Lanzarote is not really associated with walking holidays. Hikers will rather choose La Palma, Gran Canaria and to a lesser extent Tenerife and La Gomera. On these islands you will find an abundance of hiking trails.
Back in 2010, the time of our first visit, Lanzarote did not have much to offer for hikers. There were no real hiking trails. We also did not find any 'GR' paths. If César Manrique made his island accessible to tourists, he certainly wasn't a walking fanatic. When we were back a few years later, we began to see signage all over the island, but still information was hard to find on the internet.
A few years ago, 2 GR paths have been announced.

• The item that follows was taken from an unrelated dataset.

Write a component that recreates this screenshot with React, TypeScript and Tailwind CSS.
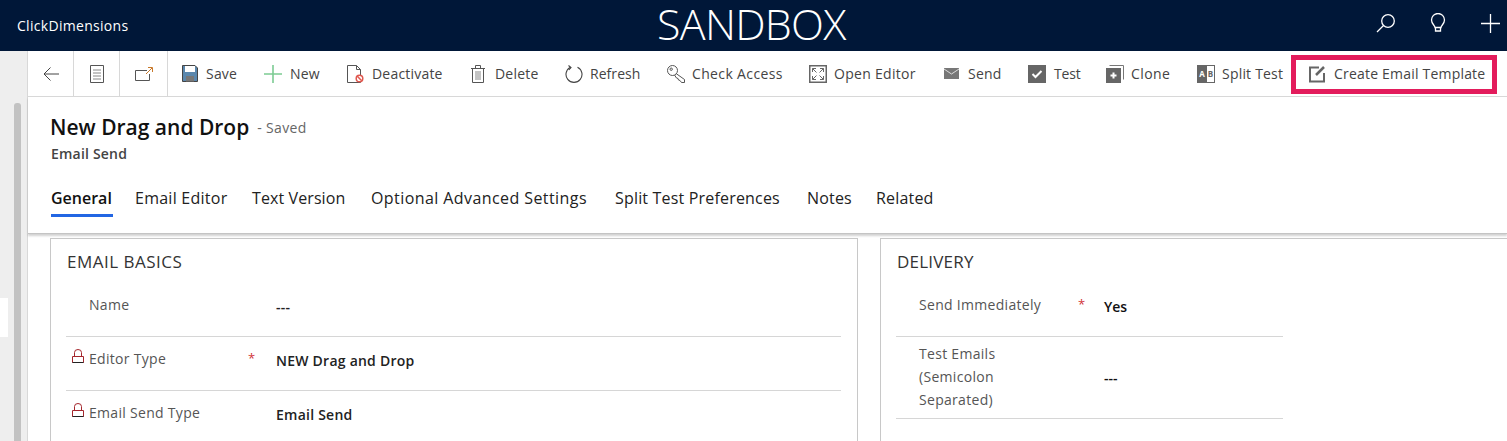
import type { ReactNode } from "react";

const font = "font-['Open_Sans','Noto_Sans',sans-serif]";

function Cmd({ icon, label, w, slot, track = "tracking-[0.2px]" }: { icon: ReactNode; label: string; w: string; slot: string; track?: string }) {
  return (
    <div className={`flex items-center shrink-0 ${w}`}>
      <div className={`flex items-center shrink-0 ${slot}`}>{icon}</div>
      <span className={`text-[14px] text-[#444] whitespace-nowrap ${track}`}>{label}</span>
    </div>
  );
}

function LockIcon() {
  return (
    <svg width="12" height="15" viewBox="0 0 12 15" fill="none" stroke="#a4262c">
      <path d="M.5 7.500h11v6H.5z" />
      <path d="M2.500 7.500V3.500a3.500 3 0 0 1 7 0v4" />
      <path d="M.5 13.500h11" stroke="#222" />
    </svg>
  );
}

function Row({ label, lock, req, value }: { label: string; lock?: boolean; req?: boolean; value: string }) {
  return (
    <div className="flex h-[54px] border-b border-[#d6d6d6] pt-[12px]">
      <div className="w-[23px] pl-[6px]">{lock && <LockIcon />}</div>
      <div className="w-[159px] text-[14px] leading-[19px] text-[#555] tracking-[0.3px]">{label}</div>
      <div className="w-[28px] text-[13px] leading-[19px] text-[#d13438]">{req ? "*" : ""}</div>
      <div className="text-[14px] leading-[19px] pt-[2px] text-[#222] font-semibold tracking-[0.24px]">{value}</div>
    </div>
  );
}

export default function App() {
  return (
    <div className={`${font} w-[1507px] h-[441px] overflow-hidden bg-white flex flex-col`}>
      {/* top bar */}
      <div className="h-[51px] bg-[#001738] flex items-center text-white relative shrink-0">
        <span className="ml-[17px] text-[14px] tracking-[0.3px]">ClickDimensions</span>
        <span className="absolute left-[657px] top-0 text-[43px] leading-[48px] font-light tracking-[-0.7px]">SANDBOX</span>
        <div className="ml-auto flex items-center pr-[7px] pb-[5px]">
          <svg width="20" height="20" viewBox="0 0 20 20" fill="none" stroke="white" strokeWidth="1.3" className="mr-[34px]">
            <circle cx="12" cy="8" r="6.3" />
            <path d="M7.500 12.500 1 19" />
          </svg>
          <svg width="16" height="20" viewBox="0 0 16 20" fill="none" stroke="white" strokeWidth="1.3" className="mr-[35px]">
            <path d="M5 14.500c0-2-3.500-3.600-3.500-7.500a6.500 6.500 0 0 1 13 0c0 3.900-3.500 5.500-3.500 7.500z" />
            <path d="M5.500 14.500v3.500h5v-3.500" />
          </svg>
          <svg width="19" height="19" viewBox="0 0 19 19" fill="none" stroke="white" strokeWidth="1.3">
            <path d="M9.500 0v19M0 9.500h19" />
          </svg>
        </div>
      </div>

      <div className="flex flex-1 min-h-0">
        {/* nav rail */}
        <div className="w-[28px] shrink-0 bg-[#eeeeee] border-r border-[#d8d8d8] relative">
          <div className="absolute left-[14px] top-[52px] w-[7px] h-[340px] bg-[#c2c2c2] rounded-t-[3px]" />
          <div className="absolute left-0 top-[247px] w-[8px] h-[39px] bg-white" />
        </div>

        <div className="flex-1 min-w-0 flex flex-col">
          {/* command bar */}
          <div className="h-[46px] shrink-0 border-b border-[#d8d8d8] flex items-stretch">
            <div className="w-[46px] shrink-0 border-r border-[#d8d8d8] flex items-center justify-center">
              <svg width="16" height="14" viewBox="0 0 16 14" fill="none" stroke="#444" strokeWidth="1">
                <path d="M16 7H1M7.500 .5 1 7l6.500 6.500" />
              </svg>
            </div>
            <div className="w-[46px] shrink-0 border-r border-[#d8d8d8] flex items-center justify-center">
              <svg width="14" height="18" viewBox="0 0 14 18" fill="none" stroke="#555">
                <path d="M.5.500h13v17H.5z" />
                <path d="M3 5h8M3 8h8M3 11h8M3 14h8" stroke="#888" />
              </svg>
            </div>
            <div className="w-[48px] shrink-0 border-r border-[#d8d8d8] flex items-center justify-center mr-[14px]">
              <svg width="18" height="14" viewBox="0 0 18 14" fill="none" stroke="#555">
                <path d="M12 3.500H.5v10h14V7" />
                <path d="M11 7l6-6M13 .5h4.500V5" stroke="#c8792a" />
              </svg>
            </div>
            <Cmd w="w-[82px]" slot="w-[24px]" label="Save" icon={
              <svg width="16" height="17" viewBox="0 0 16 17">
                <path d="M.5.500h12.500l2.500 2.500v13.500H.5z" fill="#5a87ad" stroke="#444" />
                <rect x="3" y="1" width="10" height="6" fill="#fff" />
                <rect x="4" y="11" width="8" height="5.500" fill="#777" />
              </svg>} />
            <Cmd w="w-[83px]" slot="w-[26px]" label="New" icon={
              <svg width="18" height="18" viewBox="0 0 18 18"><path d="M9 0v18M0 9h18" stroke="#7ccb93" strokeWidth="1.600" /></svg>} />
            <Cmd w="w-[124px]" slot="w-[25px]" label="Deactivate" icon={
              <svg width="17" height="18" viewBox="0 0 17 18" fill="none">
                <path d="M.5.500h9l4 4v13H.5z" stroke="#555" fill="#fff" />
                <path d="M9.500.500v4h4" stroke="#555" />
                <circle cx="12.500" cy="13.500" r="3.300" fill="#fff" stroke="#e0584f" strokeWidth="1.500" />
                <path d="m10.300 11.300 4.400 4.400" stroke="#e0584f" strokeWidth="1.500" />
              </svg>} />
            <Cmd w="w-[94px]" slot="w-[24px]" label="Delete" icon={
              <svg width="14" height="18" viewBox="0 0 14 18" fill="none" stroke="#555">
                <path d="M0 3.500h14M4.500 3.500v-3h5v3M1.500 3.500v14h11v-14" />
                <path d="M5 6v9M7 6v9M9 6v9" stroke="#888" />
              </svg>} />
            <Cmd w="w-[102px]" slot="w-[25px]" label="Refresh" track="tracking-[0.05px]" icon={
              <svg width="18" height="18" viewBox="0 0 18 18" fill="none" stroke="#444" strokeWidth="1.100">
                <path d="M12.500 2.200a8 8 0 1 1-7 0" />
                <path d="M3.500 .5 6 2.500 3.800 5" />
              </svg>} />
            <Cmd w="w-[142px]" slot="w-[25px]" label="Check Access" track="tracking-[0.36px]" icon={
              <svg width="18" height="18" viewBox="0 0 18 18" fill="none" stroke="#555">
                <circle cx="5.500" cy="5.500" r="5" />
                <circle cx="4.200" cy="4.200" r="1.200" />
                <path d="M9.300 8.700 17.500 14.500v3h-3l-1.500-2-1.500-.5-.5-1.500-1.500-.5-2-3" />
              </svg>} />
            <Cmd w="w-[135px]" slot="w-[25px]" label="Open Editor" track="tracking-[0.3px]" icon={
              <svg width="18" height="18" viewBox="0 0 18 18" fill="none">
                <path d="M.75.750h16.500v16.500H.75z" stroke="#666" strokeWidth="1.500" />
                <path d="M3.500 3.500 7.500 7.500M3.500 3.500h3.500M3.500 3.500V7M14.500 3.500l-4 4M14.500 3.500h-3.500M14.500 3.500V7M3.500 14.500l4-4M3.500 14.500H7M3.500 14.500V11M14.500 14.500l-4-4M14.500 14.500H11M14.500 14.500V11" stroke="#666" />
              </svg>} />
            <Cmd w="w-[84px]" slot="w-[24px]" label="Send" icon={
              <svg width="15" height="11" viewBox="0 0 15 11">
                <rect width="15" height="11" fill="#777" />
                <path d="m0 1 7.500 5L15 1" fill="none" stroke="#ddd" />
              </svg>} />
            <Cmd w="w-[78px]" slot="w-[26px]" label="Test" track="tracking-[-0.2px]" icon={
              <svg width="18" height="18" viewBox="0 0 18 18">
                <rect width="18" height="18" fill="#666" />
                <path d="m4.500 9 3 3 6-6" fill="none" stroke="#fff" strokeWidth="2" />
              </svg>} />
            <Cmd w="w-[91px]" slot="w-[25px]" label="Clone" track="tracking-[0.4px]" icon={
              <svg width="18" height="18" viewBox="0 0 18 18">
                <path d="M3.500 .5h14v14" fill="none" stroke="#777" />
                <rect y="3" width="15" height="15" fill="#666" />
                <path d="M7.500 7.500v6M4.500 10.500h6" stroke="#fff" strokeWidth="2" />
              </svg>} />
            <Cmd w="w-[94px]" slot="w-[25px]" label="Split Test" icon={
              <svg width="18" height="18" viewBox="0 0 18 18">
                <rect width="18" height="18" fill="#666" />
                <rect x="10" y="1" width="7" height="16" fill="#fff" />
                <text x="5" y="12" fontSize="8" fontWeight="700" textAnchor="middle" fill="#fff">A</text>
                <text x="13.500" y="12" fontSize="8" fontWeight="700" textAnchor="middle" fill="#666">B</text>
              </svg>} />
            <div className="mt-[4px] w-[206px] h-[39px] border-[5px] border-[#e31c5c] flex items-center pl-[13px] pb-[2px] shrink-0">
              <svg width="17" height="18" viewBox="0 0 17 18" fill="none" className="mr-[8px]">
                <path d="M10 2.500H1v14h14V8" stroke="#666" strokeWidth="2" />
                <path d="m7 10 8-8" stroke="#666" strokeWidth="2.500" />
              </svg>
              <span className="text-[14px] text-[#444] tracking-[0.2px] whitespace-nowrap">Create Email Template</span>
            </div>
          </div>

          {/* record header */}
          <div className="h-[137px] shrink-0 border-b border-[#c4c4c4] shadow-[0_2px_2px_rgba(0,0,0,0.18)] pl-[23px] pt-[16px] relative z-10 bg-white">
            <div className="flex items-center h-[28px] -ml-[1px]">
              <span className="text-[21px] leading-[28px] font-semibold text-[#111]">New Drag and Drop</span>
              <span className="ml-[8px] pt-[1px] text-[14px] leading-[28px] text-[#666] tracking-[0.33px]">- Saved</span>
            </div>
            <div className="text-[14px] leading-[20px] mt-[3px] font-semibold text-[#444] tracking-[0.2px]">Email Send</div>
            <div className="flex mt-[22px] text-[16px] leading-[24px] text-[#222] tracking-[0.18px]">
              <div className="w-[84px]">
                <div className="w-[62px] font-semibold text-[#111] border-b-[3px] border-[#2266e3] pb-[4px] whitespace-nowrap tracking-normal">General</div>
              </div>
              <div className="w-[117px] tracking-[0.25px]">Email Editor</div>
              <div className="w-[119px] tracking-[0.1px]">Text Version</div>
              <div className="w-[244px] tracking-[0.42px]">Optional Advanced Settings</div>
              <div className="w-[192px]">Split Test Preferences</div>
              <div className="w-[69px]">Notes</div>
              <div>Related</div>
            </div>
          </div>

          {/* form sections */}
          <div className="flex flex-1 min-h-0 pl-[22px] pt-[4px] gap-[22px] overflow-hidden">
            <section className="w-[808px] h-[300px] shrink-0 border border-[#c8c8c8] bg-white pl-[15px] pr-[16px]">
              <h2 className="text-[17px] leading-[22px] mt-[12px] mb-[10px] ml-[1px] text-[#333] tracking-[0.5px]">EMAIL BASICS</h2>
              <Row label="Name" value="---" />
              <Row label="Editor Type" lock req value="NEW Drag and Drop" />
              <Row label="Email Send Type" lock value="Email Send" />
            </section>
            <section className="w-[700px] h-[300px] shrink-0 border border-[#c8c8c8] bg-white pl-[15px]">
              <h2 className="text-[17px] leading-[22px] mt-[12px] mb-[10px] ml-[1px] text-[#333] tracking-[0.2px]">DELIVERY</h2>
              <div className="w-[387px]">
                <div className="flex h-[54px] border-b border-[#d6d6d6] pt-[12px] pl-[23px]">
                  <div className="w-[159px] text-[14px] leading-[19px] text-[#555] tracking-[0.3px]">Send Immediately</div>
                  <div className="w-[26px] text-[13px] leading-[19px] text-[#d13438]">*</div>
                  <div className="text-[14px] leading-[19px] pt-[2px] font-semibold text-[#111]">Yes</div>
                </div>
                <div className="flex items-center h-[82px] border-b border-[#d6d6d6] pl-[23px]">
                  <div className="w-[185px] pb-[2px] text-[14px] leading-[23px] text-[#555] tracking-[0.3px]">Test Emails<br />(Semicolon<br />Separated)</div>
                  <div className="text-[14px] font-semibold text-[#111]">---</div>
                </div>
              </div>
            </section>
          </div>
        </div>
      </div>
    </div>
  );
}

Perhaps the lack of promotion for the hiking trails has to do with the severe erosion, which is visible in many places clearly visible. It seems as if the landscape is not really formed yet. You see numerous landslides on the flanks of the hills. Unpaved roads sometimes have deep trenches, formed by the not so abundant rainwater and on the paths along the steep cliffs, the heaps of gravel and rocks show that there is still a lot of debris coming down the hills. We can therefor imagine that the government, for safety reasons, would rather not encourage walking too much in order to avoid negative publicity through accidents.
But do not let this discourage you. You will find enough places on Lanzarote where you can make beautiful walks. Along the coast, through the lava fields, over the beaches, ... The setting is often unique. You walk in a volcanic landscape that is only 200 years old in some places. Compared to the 4 billion years that our earth already revolves around the sun, a small leap. On the website, we cover the walks we made during our 7-day stay. The views are beautiful in many places, including spectacular views on the coastline and the sea. The volcanoes provide a distinct color splendor with shades of red, black and brown contrasting with the white houses.
If Lanzarote is less known as a walking island, it is a paradise for cyclists and certainly triathletes. The course is hilly and goes up to a height of about 600 meters. The wind makes it even more difficult, so a good condition is essential to start. Some hotels rent racing bikes. If you are interested, it is best to inform yourself in advance at the hotel.
For those who like to go uphill, we recommend the road from Arrieta to Haria, via Tabayesco along the Baranco de Taforiz. It is a quiet road that gradually goes upwards. Admittedly, I did not drive him up myself, but it did 'tickle' when a few cyclists passed us.